Looks like an absolutely amazing journey. Thanks for sharing your photographs. I’m curious, what kind of camera did you take on this trip? I love using different lenses and and taking my time to shoot, but I’d has been so convenient to at time to just use my iPhone.
I brought my Canon Rebel and my cellphone. You are so right, my iPhone X takes great photos.

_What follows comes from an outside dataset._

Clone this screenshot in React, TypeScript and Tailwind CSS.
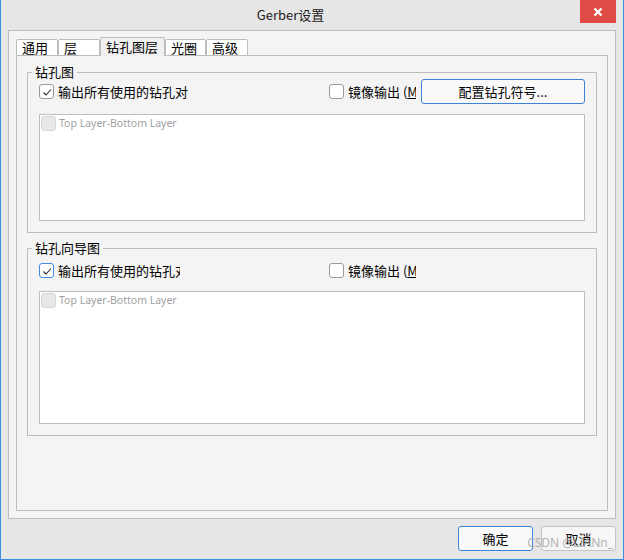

I love to travel off the beaten path into the interior of a country to experience their culture. Exotic Thailand has so many hidden treasures along the roads. We ate our complimentary lunch during the fifty- minute flight from Bangkok to Ubon Ratchathani and were ready for the tour of lower northeast Thailand. One exciting stop was at a gong making village. Gongs can be traced back to the second millennium BC and even today, they still use the ancient methods. Considered the oldest, one of the most important instruments in Southeast Asia, the gong is used in temples, classic Thai music ensembles, and as decorations around their homes. Families pass the art down from generation to generation. After watching the young man hammering to forge the bronze gongs, I thought about how modern equipment eliminates the true craftsmanship of the past. Since each gong had its own sound, we used the mallet to decide which one we liked.
What a wonderful story! Thank you for sharing!